▸ AIM
Count how many lines contain the word "components". Respond with the number alone.

▸ DATA PROVIDED
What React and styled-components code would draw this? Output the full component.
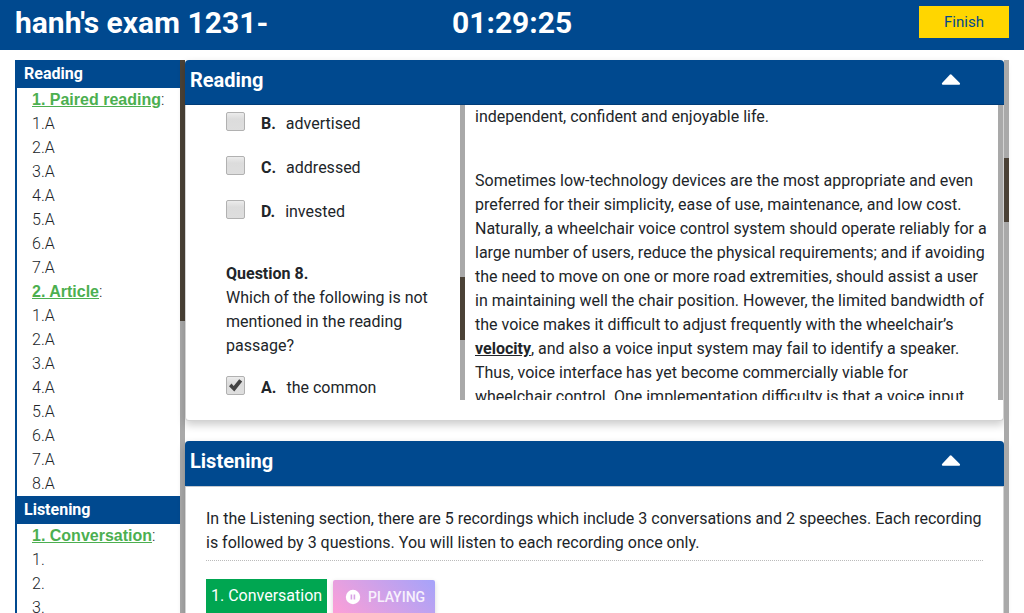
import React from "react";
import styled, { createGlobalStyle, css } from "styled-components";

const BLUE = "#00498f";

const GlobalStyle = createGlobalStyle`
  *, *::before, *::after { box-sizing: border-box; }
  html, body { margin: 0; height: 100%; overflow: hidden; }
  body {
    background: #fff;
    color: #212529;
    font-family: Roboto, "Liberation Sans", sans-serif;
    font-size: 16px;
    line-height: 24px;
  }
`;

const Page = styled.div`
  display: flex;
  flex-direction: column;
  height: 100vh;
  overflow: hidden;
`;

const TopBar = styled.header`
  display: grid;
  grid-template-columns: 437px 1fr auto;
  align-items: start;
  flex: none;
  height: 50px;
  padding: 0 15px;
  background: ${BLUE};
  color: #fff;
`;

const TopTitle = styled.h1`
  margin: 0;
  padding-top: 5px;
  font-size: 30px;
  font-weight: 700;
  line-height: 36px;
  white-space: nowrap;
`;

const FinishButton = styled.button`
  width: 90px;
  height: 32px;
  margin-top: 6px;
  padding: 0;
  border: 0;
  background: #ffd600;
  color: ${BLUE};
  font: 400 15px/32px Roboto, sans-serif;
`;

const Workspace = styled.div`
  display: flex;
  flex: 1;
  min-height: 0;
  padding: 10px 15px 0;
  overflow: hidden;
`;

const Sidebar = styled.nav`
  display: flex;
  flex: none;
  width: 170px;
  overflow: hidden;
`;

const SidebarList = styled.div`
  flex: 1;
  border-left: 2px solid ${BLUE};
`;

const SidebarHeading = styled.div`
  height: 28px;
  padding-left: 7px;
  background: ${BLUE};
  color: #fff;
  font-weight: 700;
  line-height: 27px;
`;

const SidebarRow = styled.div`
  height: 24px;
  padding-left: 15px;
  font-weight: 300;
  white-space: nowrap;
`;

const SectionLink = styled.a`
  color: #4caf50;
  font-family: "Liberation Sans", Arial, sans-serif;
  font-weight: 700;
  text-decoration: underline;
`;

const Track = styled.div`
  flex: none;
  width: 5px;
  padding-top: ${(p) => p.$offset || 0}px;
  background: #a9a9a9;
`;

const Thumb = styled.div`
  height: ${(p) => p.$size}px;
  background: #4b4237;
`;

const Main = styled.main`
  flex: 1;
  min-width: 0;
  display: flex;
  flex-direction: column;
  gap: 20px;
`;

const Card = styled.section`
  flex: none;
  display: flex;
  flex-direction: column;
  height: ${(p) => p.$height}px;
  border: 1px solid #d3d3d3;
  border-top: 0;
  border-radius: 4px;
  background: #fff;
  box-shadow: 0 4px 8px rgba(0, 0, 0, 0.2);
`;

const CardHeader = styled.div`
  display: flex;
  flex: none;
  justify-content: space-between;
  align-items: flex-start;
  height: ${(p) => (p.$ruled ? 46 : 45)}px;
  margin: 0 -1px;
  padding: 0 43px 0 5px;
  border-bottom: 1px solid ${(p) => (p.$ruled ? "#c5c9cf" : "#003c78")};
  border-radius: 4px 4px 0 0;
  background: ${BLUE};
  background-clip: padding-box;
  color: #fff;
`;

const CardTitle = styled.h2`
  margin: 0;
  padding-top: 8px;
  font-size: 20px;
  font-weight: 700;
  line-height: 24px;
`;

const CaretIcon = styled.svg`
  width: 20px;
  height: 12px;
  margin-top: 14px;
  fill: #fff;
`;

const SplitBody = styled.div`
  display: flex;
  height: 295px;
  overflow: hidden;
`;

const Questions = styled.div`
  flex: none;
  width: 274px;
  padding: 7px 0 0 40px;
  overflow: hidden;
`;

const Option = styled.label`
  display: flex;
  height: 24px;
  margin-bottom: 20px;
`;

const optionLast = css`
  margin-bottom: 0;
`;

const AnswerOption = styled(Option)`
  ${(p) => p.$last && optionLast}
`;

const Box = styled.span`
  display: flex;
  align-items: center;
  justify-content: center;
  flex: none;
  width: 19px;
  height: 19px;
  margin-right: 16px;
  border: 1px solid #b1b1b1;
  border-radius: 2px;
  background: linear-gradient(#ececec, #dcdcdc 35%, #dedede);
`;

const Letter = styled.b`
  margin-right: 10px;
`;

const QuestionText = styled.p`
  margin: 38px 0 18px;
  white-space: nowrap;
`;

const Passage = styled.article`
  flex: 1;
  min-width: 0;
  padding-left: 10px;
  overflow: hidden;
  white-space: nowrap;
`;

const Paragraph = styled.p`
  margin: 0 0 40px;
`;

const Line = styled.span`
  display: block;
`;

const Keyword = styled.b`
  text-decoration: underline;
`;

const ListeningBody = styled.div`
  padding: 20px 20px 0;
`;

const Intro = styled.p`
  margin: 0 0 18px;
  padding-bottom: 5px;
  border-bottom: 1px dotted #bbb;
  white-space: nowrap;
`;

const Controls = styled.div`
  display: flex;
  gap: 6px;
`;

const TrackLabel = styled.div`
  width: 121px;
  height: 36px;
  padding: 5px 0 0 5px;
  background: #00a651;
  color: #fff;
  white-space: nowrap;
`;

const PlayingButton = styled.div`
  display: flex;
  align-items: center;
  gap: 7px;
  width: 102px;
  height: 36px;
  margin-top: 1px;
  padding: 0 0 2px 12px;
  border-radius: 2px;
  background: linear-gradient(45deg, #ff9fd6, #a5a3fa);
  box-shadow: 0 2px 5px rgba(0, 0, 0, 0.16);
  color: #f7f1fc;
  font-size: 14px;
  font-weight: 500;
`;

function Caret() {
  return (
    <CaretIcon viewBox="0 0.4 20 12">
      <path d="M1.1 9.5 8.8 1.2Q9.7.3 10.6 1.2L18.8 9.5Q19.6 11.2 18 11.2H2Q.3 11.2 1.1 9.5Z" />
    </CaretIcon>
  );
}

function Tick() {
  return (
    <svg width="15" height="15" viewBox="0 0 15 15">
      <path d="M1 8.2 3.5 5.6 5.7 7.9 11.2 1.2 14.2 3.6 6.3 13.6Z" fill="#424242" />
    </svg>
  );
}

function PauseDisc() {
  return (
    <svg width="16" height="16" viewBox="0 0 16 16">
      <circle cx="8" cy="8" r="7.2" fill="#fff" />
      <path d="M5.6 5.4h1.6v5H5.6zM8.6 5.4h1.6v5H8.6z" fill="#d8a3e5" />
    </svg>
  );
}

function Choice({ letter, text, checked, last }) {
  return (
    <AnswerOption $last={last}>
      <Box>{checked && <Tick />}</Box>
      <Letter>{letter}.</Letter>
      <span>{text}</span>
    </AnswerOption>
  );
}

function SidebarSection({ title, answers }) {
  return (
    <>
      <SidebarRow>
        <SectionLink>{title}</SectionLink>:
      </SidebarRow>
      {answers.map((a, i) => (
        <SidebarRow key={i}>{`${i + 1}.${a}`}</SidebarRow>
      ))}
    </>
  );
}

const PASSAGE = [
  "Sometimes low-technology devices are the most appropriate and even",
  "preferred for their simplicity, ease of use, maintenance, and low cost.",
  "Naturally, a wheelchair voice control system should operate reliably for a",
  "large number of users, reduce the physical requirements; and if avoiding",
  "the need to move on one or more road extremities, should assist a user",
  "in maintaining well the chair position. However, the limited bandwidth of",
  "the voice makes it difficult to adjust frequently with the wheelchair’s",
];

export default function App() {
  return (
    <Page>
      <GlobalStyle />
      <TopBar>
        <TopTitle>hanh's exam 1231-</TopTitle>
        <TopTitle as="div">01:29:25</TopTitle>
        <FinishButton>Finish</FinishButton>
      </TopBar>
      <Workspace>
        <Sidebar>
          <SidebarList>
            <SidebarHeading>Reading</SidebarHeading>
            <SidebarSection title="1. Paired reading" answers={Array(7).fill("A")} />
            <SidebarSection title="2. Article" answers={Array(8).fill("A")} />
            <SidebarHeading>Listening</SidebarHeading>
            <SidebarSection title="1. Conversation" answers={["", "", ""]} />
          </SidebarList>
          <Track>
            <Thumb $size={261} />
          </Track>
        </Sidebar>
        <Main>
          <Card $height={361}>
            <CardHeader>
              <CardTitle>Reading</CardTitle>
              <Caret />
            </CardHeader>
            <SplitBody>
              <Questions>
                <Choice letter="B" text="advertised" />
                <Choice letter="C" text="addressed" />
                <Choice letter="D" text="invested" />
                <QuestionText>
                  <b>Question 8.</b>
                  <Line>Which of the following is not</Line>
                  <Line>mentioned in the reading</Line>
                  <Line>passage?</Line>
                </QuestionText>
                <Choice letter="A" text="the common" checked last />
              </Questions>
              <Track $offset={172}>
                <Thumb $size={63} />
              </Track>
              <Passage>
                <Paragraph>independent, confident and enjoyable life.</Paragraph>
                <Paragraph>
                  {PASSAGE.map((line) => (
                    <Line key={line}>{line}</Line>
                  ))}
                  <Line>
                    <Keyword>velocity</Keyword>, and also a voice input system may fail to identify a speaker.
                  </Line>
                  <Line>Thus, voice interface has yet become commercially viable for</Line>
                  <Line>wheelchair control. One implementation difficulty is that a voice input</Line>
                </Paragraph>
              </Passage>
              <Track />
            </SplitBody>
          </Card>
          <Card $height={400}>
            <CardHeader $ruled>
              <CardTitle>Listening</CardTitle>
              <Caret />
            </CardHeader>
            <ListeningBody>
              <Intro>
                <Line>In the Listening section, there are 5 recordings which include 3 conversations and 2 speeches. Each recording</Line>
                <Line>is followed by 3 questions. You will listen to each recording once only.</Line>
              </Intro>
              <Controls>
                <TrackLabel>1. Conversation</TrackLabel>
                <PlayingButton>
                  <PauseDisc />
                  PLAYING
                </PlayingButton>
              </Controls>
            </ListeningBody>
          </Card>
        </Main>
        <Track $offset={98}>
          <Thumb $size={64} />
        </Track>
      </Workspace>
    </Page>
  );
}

▸ TASK OUTPUT
2